Attorney General Merrick Garland
Attorney General Merrick Garland announced Friday the Department of Justice (DOJ) would double its voting rights staff while condemning a number of recently passed state laws and issuing a stern warning that the department would combat voter restrictions that run afoul of the law.

Garland said the department will also take measures to limit gerrymandering while setting guidelines for absentee and mail voting ahead of the 2022 midterm elections.

"We are scrutinizing new laws that seek to curb voter access, and where we see violations, we will not hesitate to act," Garland said during a speech in Washington. "We are also scrutinizing current laws and practices in order to determine whether they discriminate against Black voters and other voters of color."

Garland pointed to 14 "new laws that make it harder to vote," including a Georgia law that made headlines for barring distributing food or water to voters waiting in line while also imposing new limits on absentee voting.

The attorney general said the DOJ needs to be "clear eyed" about a 2013 Supreme Court decision that gutted a key provision of the 1965 Voting Rights Act.

The provision gave the DOJ so-called preclearance authority, allowing the department to screen proposed changes to voting procedures in states with a history of racial discrimination in elections.

"Today we are again without a preclearance provision. So again, the Civil Rights Division is going to need more lawyers," he said.

The Justice Department during former President Trump's administration did not hire a single outside attorney for the voting rights section and left the department with just 15 voting rights lawyers — about half the number that staffed the section during former President Obama's tenure.

A review of pending state legislation from the Brennan Center for Justice found that a wave of bills with restrictive voting provisions, warning that the activity is outpacing other years and leaving "the United States is on track to far exceed its most recent period of significant voter suppression."

Without preclearance, DOJ is left to challenge laws after the fact, using a portion of the law that bars discrimination on the basis of race, color or membership in a "language minority group." But it confronts DOJ lawyers with a legal bar that can be difficult to clear and can leave laws lingering as the department seeks to prove a new statute has a discriminatory impact.

Garland implored Congress to pass new measures to bolster the DOJ's voting rights authority, though his calls are likely to fall on deaf ears.

The Democratic-controlled House in March passed a sweeping voting rights bill, along party lines, that would greatly enhance voting protections. But that legislation is unlikely to clear the 60-vote threshold needed in the Senate.

A narrower measure, the John Lewis Voting Rights Act, named after the late congressman, would restore preclearance authority to the DOJ. But it too is unlikely to garner enough votes in the Senate, where Democrats hold the slimmest of majorities.
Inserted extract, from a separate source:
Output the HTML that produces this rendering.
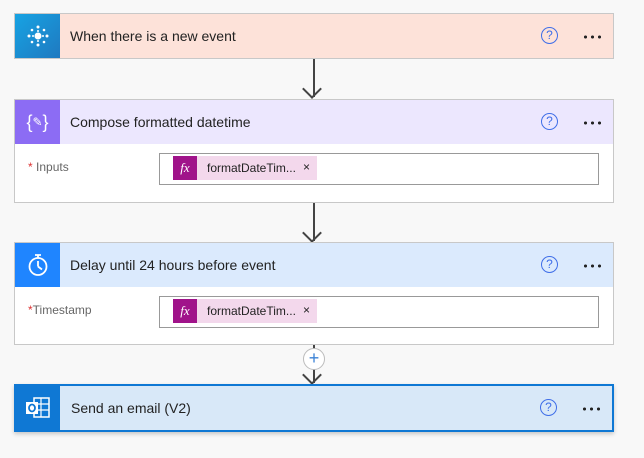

Still, Garland said the department would apply existing powers under the Voting Rights Act and other legal authorities "to ensure that we protect every qualified American seeking to participate in our democracy."

The series of new guidance promised by Garland show a DOJ eager to issue warning shots to states as new voting laws and legislative maps are increasingly challenged in court.

State legislatures are preparing to use Census data to draw new legislative districts — the first round of maps set to drop since DOJ lost its preclearance ability.

"We will publish new guidance to make clear the voting protections that apply to all jurisdictions as they redraw the legislative maps," he said, adding the department would also issue similar guidance "with respect to early voting and voting by mail."

Garland also took aim at Arizona's ongoing audit of the 2020 election and other efforts he said undermine confidence in voting while relying on disinformation.

He said states can expect guidance "explaining the civil and criminal statutes that apply to post election audits."

"Many of the justifications proffered in support of these post election audits and restrictions on voting have relied on assertions of material vote fraud in the 2020 election that have been refuted by law enforcement and intelligence agencies of both this administration and the previous one, as well as by every court — federal and state — that has considered them," he said.

The attorney general also emphasized that DOJ's criminal division has a role to play in protecting elections. Garland said there's been an uptick in threats against election officials, and vowed that federal prosecutors and law enforcement will "investigate and promptly prosecute" offenders.

"We have not been blind to the dramatic increase in menacing and violent threats against all manner of state and local election workers, ranging from the highest administrators to volunteer poll workers," Garland said. "Such threats undermine our electoral process and violate a myriad of federal laws."